What needs to be done — Search the material below for the word "index" and copy every line in which it occurs.

Source data —
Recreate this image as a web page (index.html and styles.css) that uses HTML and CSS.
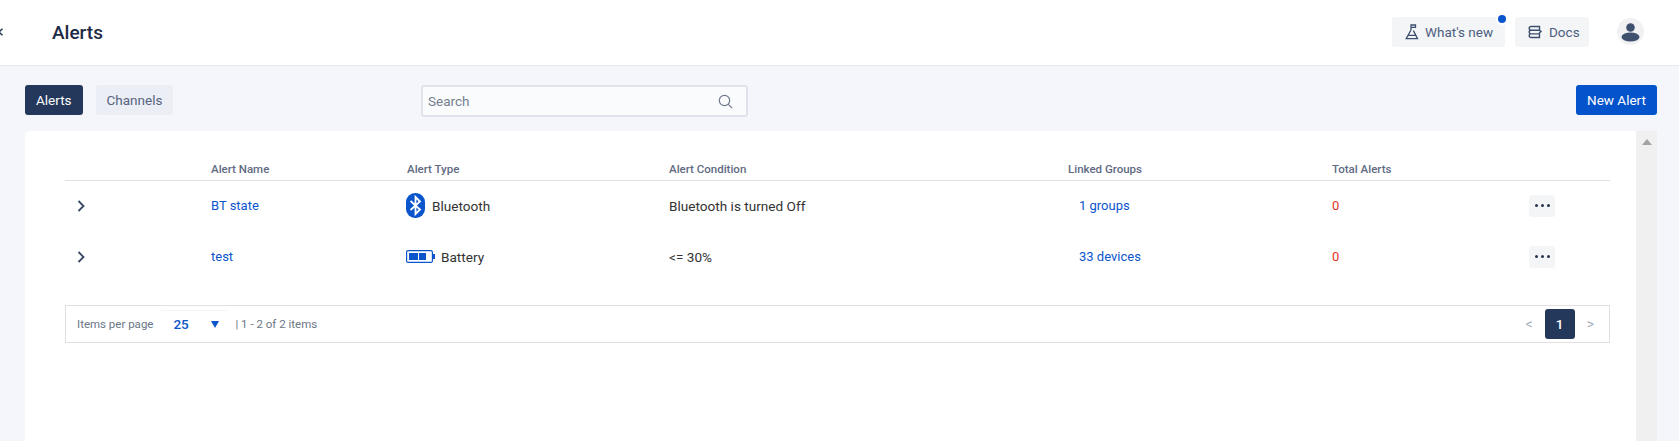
FILE: index.html
```html
<!DOCTYPE html>
<html lang="en">
<head>
<meta charset="utf-8">
<title>Alerts</title>
<link rel="stylesheet" href="styles.css">
</head>
<body>
<header class="topbar">
  <svg class="collapse" width="4" height="8" viewBox="0 0 4 8"><path d="M3.500 .8 0 4l3.500 3.200" fill="none" stroke="#26334f" stroke-width="1.500"/></svg>
  <h1 class="title">Alerts</h1>
  <div class="top-actions">
    <a class="top-btn news">
      <svg width="14" height="16" viewBox="0 0 14 16" fill="none" stroke="#3d4f6f" stroke-width="1.300"><path d="M6 6V1h4.500v2.400H6M6 6 1.200 14.600h11.300L8.400 6.600M3.200 11.300h7.400"/></svg>
      <span>What's new</span>
      <i class="dot"></i>
    </a>
    <a class="top-btn docs">
      <svg width="14" height="14" viewBox="0 0 14 14" fill="none" stroke="#3d4f6f" stroke-width="1.400"><path d="M3 1.500h8.500v3.700H3a1.850 1.850 0 0 1 0-3.700ZM3 5.200h8.500l1.500 1.200-1.500 1.400V8.900H3a1.850 1.850 0 0 1 0-3.700ZM3 8.900h8.500v3.600H3a1.800 1.800 0 0 1 0-3.600Z"/></svg>
      <span>Docs</span>
    </a>
    <span class="avatar">
      <svg width="27" height="27" viewBox="0 0 27 27"><circle cx="13.500" cy="13.500" r="13.500" fill="#f1f1f3"/><circle cx="13.500" cy="9.500" r="4.300" fill="#3f506f"/><ellipse cx="13.500" cy="19" rx="9" ry="4.500" fill="#3f506f"/></svg>
    </span>
  </div>
</header>

<main class="content">
  <div class="toolbar">
    <div class="tabs">
      <a class="tab active">Alerts</a>
      <a class="tab">Channels</a>
    </div>
    <label class="search">
      <span class="search-text">Search</span>
      <svg width="15" height="15" viewBox="0 0 15 15" fill="none" stroke="#6f7a8a" stroke-width="1.200"><circle cx="6.500" cy="6.500" r="5.200"/><path d="m10.300 10.300 3.800 3.800"/></svg>
    </label>
    <a class="new-alert">New Alert</a>
  </div>

  <section class="card">
    <div class="panel">
      <div class="row head">
        <span></span>
        <span>Alert Name</span>
        <span>Alert Type</span>
        <span>Alert Condition</span>
        <span>Linked Groups</span>
        <span>Total Alerts</span>
        <span></span>
      </div>
      <div class="row item">
        <svg class="chev" width="10" height="14" viewBox="0 0 10 14" fill="none" stroke="#3a4862" stroke-width="1.800"><path d="m2.500 2 5 5-5 5"/></svg>
        <a class="link">BT state</a>
        <span class="type bt">
          <svg width="19" height="25" viewBox="0 0 19 25"><rect width="19" height="25" rx="9" fill="#0b55cc"/><path d="M4.500 8 14 16.500 9.500 21V4L14 8.500 4.500 17" fill="none" stroke="#fff" stroke-width="1.800"/></svg>
          <span class="text">Bluetooth</span>
        </span>
        <span class="text">Bluetooth is turned Off</span>
        <a class="link linked">1 groups</a>
        <span class="count">0</span>
        <a class="more"><i></i><i></i><i></i></a>
      </div>
      <div class="row item">
        <svg class="chev" width="10" height="14" viewBox="0 0 10 14" fill="none" stroke="#3a4862" stroke-width="1.800"><path d="m2.500 2 5 5-5 5"/></svg>
        <a class="link">test</a>
        <span class="type bat">
          <svg width="29" height="13" viewBox="0 0 29 13"><rect x=".6" y=".6" width="25.800" height="11.800" rx="1.500" fill="none" stroke="#0b55cc" stroke-width="1.200"/><rect x="3" y="3" width="9" height="7" fill="#0b55cc"/><rect x="13" y="3" width="7" height="7" fill="#0b55cc"/><rect x="27" y="4" width="2" height="5" fill="#0b55cc"/></svg>
          <span class="text">Battery</span>
        </span>
        <span class="text">&lt;= 30%</span>
        <a class="link linked">33 devices</a>
        <span class="count">0</span>
        <a class="more"><i></i><i></i><i></i></a>
      </div>
      <div class="pager">
        <span class="pager-label">Items per page</span>
        <span class="size"><b>25</b><svg width="8" height="7" viewBox="0 0 8 7"><path d="M0 0h8L4 7Z" fill="#0b55cc"/></svg></span>
        <span class="pager-label">| 1 - 2 of 2 items</span>
        <span class="pages">
          <span class="arrow">&lt;</span>
          <span class="page">1</span>
          <span class="arrow">&gt;</span>
        </span>
      </div>
    </div>
    <div class="scrollbar"><i class="scroll-up"></i></div>
  </section>
</main>
</body>
</html>
```
FILE: styles.css
```css
* { box-sizing: border-box; }
html, body { height: 100%; }
body {
  margin: 0;
  height: 441px;
  overflow: hidden;
  background: #f4f6fb;
  font-family: "Roboto", "Liberation Sans", sans-serif;
  font-size: 13px;
  color: #333;
}
a { color: inherit; text-decoration: none; }

.topbar {
  height: 66px;
  background: #fff;
  border-bottom: 1px solid #e6e8ee;
  display: flex;
  align-items: center;
  padding: 0 35px 2px 0;
}
.collapse { display: block; margin-left: -1px; }
.title {
  margin: 1px 0 0 49px;
  font-size: 19px;
  font-weight: 500;
  color: #1e2a45;
}
.top-actions { margin-left: auto; display: flex; align-items: center; gap: 10px; }
.top-btn {
  position: relative;
  height: 30px;
  border-radius: 3px;
  background: #f4f5f7;
  display: flex;
  align-items: center;
  padding-left: 13px;
  color: #4d5f80;
  font-size: 13.500px;
}
.news { width: 113px; gap: 6px; }
.docs { width: 74px; gap: 7px; }
.dot {
  position: absolute;
  top: -2px;
  right: -1px;
  width: 8px;
  height: 8px;
  border-radius: 50%;
  background: #0b55cc;
  box-shadow: 0 0 0 2px #fff;
}
.avatar { display: block; height: 27px; margin-left: 18px; }
.avatar svg { display: block; }

.content { padding: 19px 22px 0 25px; }
.toolbar { display: flex; align-items: flex-start; height: 46px; }
.tabs { display: flex; gap: 13px; width: 396px; }
.tab {
  height: 30px;
  padding: 0 11px;
  border-radius: 3px;
  background: #eceef5;
  color: #55647f;
  font-size: 13.500px;
  display: flex;
  align-items: center;
}
.tab.active { background: #24385b; color: #fff; }
.search {
  width: 327px;
  height: 32px;
  border: 2px solid #dfe2ea;
  border-radius: 3px;
  background: #fafbfd;
  display: flex;
  align-items: center;
  justify-content: space-between;
  padding: 0 13px 0 5px;
  color: #767f8d;
  font-size: 13.500px;
}
.new-alert {
  margin-left: auto;
  width: 81px;
  height: 30px;
  border-radius: 3px;
  background: #0353cc;
  color: #fff;
  font-size: 13.500px;
  display: flex;
  align-items: center;
  justify-content: center;
}

.card {
  height: 310px;
  display: flex;
  background: #fff;
  border-radius: 5px 0 0 0;
}
.panel { flex: 1; padding: 28px 26px 0 40px; }
.row {
  display: grid;
  grid-template-columns: 146px 196px 262px 399px 264px 197px 1fr;
  align-items: center;
}
.head {
  height: 22px;
  margin-bottom: -1px;
  border-bottom: 1px solid #dfe1e8;
  padding-bottom: 2px;
  color: #5f6b82;
  font-size: 11.500px;
  font-weight: 500;
}
.item { height: 51px; font-size: 13px; }
.text { font-size: 13.600px; }
.chev { margin-left: 11px; display: block; }
.link { color: #0b55cc; }
.linked { padding-left: 11px; }
.count { color: #e5311d; }
.type { display: flex; align-items: center; gap: 7px; margin-left: -1px; }
.type.bat { gap: 6px; }
.more {
  width: 26px;
  height: 22px;
  border-radius: 3px;
  background: #f4f5f7;
  display: flex;
  align-items: center;
  justify-content: center;
  gap: 3px;
}
.more i { width: 3px; height: 3px; border-radius: 50%; background: #26334f; }

.pager {
  margin-top: 23px;
  height: 38px;
  border: 1px solid #e0e0e2;
  display: flex;
  align-items: center;
  padding: 0 15px 1px 11px;
  color: #6b7687;
  font-size: 11.500px;
}
.size {
  width: 66px;
  height: 28px;
  margin: 0 8px;
  padding: 0 8px 0 12px;
  display: flex;
  align-items: center;
  justify-content: space-between;
  border-top: 1px solid #f5f5f6;
  color: #0b55cc;
}
.size b { font-size: 13.500px; font-weight: 500; }
.pages { margin-left: auto; display: flex; align-items: center; gap: 12px; }
.arrow { color: #a9b0bd; font-size: 14px; }
.page {
  width: 30px;
  height: 30px;
  border-radius: 3px;
  background: #24385b;
  color: #fff;
  font-size: 13.500px;
  font-weight: 500;
  display: flex;
  align-items: center;
  justify-content: center;
}

.scrollbar { width: 21px; background: #f0f0f0; position: relative; }
.scroll-up {
  position: absolute;
  top: 8px;
  left: 6px;
  width: 0;
  height: 0;
  border-left: 5px solid transparent;
  border-right: 5px solid transparent;
  border-bottom: 6px solid #a3a3a3;
}
```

Task output —
Recreate this image as a web page (index.html and styles.css) that uses HTML and CSS.
FILE: index.html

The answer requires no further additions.